## start

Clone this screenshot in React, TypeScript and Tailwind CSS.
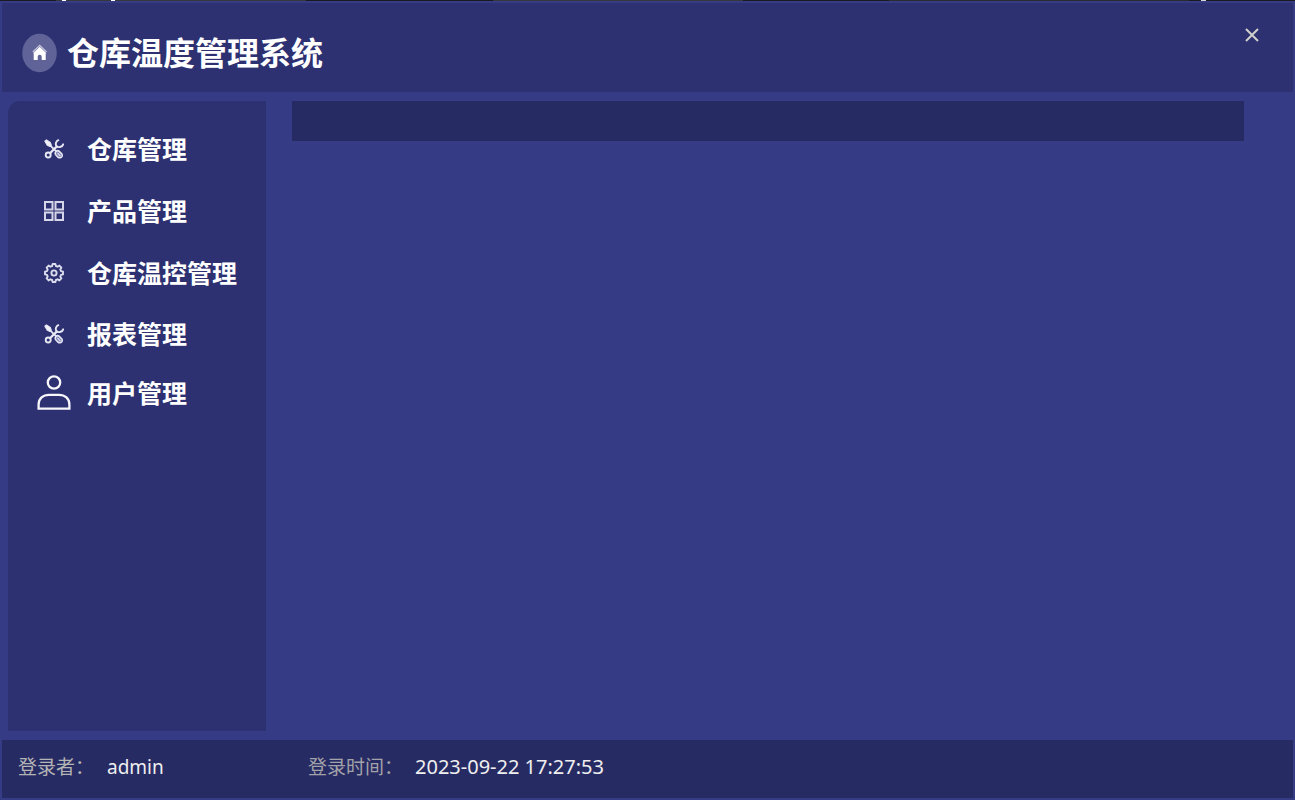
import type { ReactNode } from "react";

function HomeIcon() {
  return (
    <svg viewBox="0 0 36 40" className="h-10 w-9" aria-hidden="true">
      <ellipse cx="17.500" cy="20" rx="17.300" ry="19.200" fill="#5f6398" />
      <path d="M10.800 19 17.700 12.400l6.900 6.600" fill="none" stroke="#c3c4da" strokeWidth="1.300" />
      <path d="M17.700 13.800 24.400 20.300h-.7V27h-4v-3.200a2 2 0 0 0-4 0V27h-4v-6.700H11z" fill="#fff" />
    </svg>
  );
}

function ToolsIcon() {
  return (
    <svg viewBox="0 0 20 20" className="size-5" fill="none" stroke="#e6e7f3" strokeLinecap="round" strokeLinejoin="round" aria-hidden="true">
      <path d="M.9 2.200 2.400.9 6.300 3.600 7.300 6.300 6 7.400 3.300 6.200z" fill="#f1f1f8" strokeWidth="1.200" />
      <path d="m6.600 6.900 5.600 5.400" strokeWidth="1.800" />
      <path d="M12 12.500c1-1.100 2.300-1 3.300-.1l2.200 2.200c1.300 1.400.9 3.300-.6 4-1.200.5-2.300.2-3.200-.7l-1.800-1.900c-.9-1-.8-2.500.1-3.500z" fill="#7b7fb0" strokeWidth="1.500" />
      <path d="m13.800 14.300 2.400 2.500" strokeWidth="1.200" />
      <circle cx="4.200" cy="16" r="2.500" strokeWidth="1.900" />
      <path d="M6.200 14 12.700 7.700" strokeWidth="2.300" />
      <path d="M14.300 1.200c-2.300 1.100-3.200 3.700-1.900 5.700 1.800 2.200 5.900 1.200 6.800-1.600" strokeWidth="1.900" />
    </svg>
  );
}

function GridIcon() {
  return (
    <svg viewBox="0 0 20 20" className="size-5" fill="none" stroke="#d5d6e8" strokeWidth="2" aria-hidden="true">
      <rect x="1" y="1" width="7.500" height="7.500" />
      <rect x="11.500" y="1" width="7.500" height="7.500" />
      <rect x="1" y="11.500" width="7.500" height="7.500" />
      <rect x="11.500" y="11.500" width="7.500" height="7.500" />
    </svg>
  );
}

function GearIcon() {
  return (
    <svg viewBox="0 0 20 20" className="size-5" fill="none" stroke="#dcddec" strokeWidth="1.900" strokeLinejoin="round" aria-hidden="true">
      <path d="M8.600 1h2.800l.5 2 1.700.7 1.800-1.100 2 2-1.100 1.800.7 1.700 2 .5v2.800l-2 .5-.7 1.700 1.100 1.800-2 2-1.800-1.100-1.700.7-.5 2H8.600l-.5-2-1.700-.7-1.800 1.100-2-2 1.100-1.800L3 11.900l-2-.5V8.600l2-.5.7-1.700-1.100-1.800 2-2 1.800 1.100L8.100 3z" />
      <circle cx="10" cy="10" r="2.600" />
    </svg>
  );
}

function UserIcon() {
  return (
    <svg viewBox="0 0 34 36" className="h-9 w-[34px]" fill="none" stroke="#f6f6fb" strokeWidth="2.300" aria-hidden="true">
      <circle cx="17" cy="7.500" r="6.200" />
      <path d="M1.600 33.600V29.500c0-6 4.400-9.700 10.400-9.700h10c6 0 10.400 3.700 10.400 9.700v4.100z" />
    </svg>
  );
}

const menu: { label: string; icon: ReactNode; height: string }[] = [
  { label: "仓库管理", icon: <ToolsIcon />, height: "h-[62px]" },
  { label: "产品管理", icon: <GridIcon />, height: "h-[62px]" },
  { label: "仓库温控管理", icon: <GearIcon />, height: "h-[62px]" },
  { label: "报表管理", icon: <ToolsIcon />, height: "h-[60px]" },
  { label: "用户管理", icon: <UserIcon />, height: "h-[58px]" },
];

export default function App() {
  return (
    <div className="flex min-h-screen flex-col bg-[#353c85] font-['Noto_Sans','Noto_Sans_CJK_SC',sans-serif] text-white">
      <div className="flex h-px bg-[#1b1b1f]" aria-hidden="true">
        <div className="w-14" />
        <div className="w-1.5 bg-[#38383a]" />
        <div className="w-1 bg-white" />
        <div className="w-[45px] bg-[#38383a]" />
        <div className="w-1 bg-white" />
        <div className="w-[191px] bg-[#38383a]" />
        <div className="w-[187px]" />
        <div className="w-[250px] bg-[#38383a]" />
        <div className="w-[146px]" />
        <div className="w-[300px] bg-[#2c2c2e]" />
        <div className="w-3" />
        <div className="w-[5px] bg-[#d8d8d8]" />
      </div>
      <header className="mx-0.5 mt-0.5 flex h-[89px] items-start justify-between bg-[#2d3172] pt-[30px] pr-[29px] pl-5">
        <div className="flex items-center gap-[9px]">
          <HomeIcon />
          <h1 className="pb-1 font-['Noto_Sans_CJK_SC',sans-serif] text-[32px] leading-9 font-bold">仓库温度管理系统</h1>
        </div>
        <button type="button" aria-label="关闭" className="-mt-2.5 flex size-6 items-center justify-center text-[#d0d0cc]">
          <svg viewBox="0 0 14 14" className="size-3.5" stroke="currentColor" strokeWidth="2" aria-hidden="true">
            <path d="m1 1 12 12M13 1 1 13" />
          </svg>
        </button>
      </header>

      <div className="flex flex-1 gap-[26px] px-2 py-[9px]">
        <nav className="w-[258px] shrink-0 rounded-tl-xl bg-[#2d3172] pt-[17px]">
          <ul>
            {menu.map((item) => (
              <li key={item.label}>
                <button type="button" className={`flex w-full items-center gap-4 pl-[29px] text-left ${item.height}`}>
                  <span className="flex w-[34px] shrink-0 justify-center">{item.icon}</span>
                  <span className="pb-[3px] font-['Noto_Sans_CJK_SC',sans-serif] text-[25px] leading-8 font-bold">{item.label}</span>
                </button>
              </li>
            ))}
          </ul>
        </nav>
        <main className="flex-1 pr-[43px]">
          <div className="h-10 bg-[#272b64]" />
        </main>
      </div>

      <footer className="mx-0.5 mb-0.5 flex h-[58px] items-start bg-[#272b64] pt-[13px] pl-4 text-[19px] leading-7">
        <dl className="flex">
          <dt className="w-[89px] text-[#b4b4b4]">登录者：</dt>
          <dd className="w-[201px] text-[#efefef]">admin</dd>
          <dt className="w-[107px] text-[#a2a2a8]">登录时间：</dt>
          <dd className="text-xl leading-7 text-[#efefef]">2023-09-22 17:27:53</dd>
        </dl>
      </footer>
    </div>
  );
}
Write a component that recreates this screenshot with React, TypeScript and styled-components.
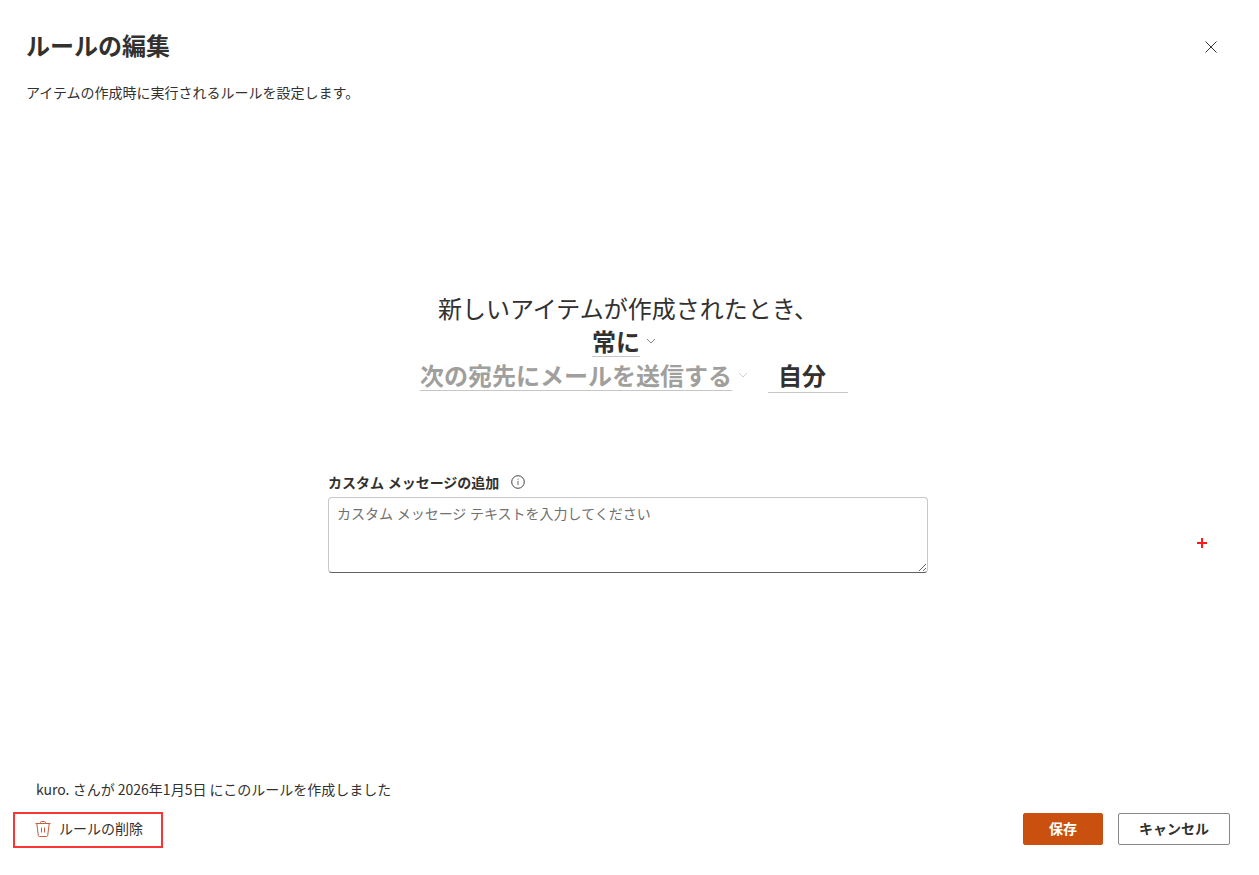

## end

## WHAT TO PRODUCE
Pull out every line holding "screenshot" from the records above, and copy it.

## OUTPUT OF THE EXERCISE
Clone this screenshot in React, TypeScript and Tailwind CSS.
Write a component that recreates this screenshot with React, TypeScript and styled-components.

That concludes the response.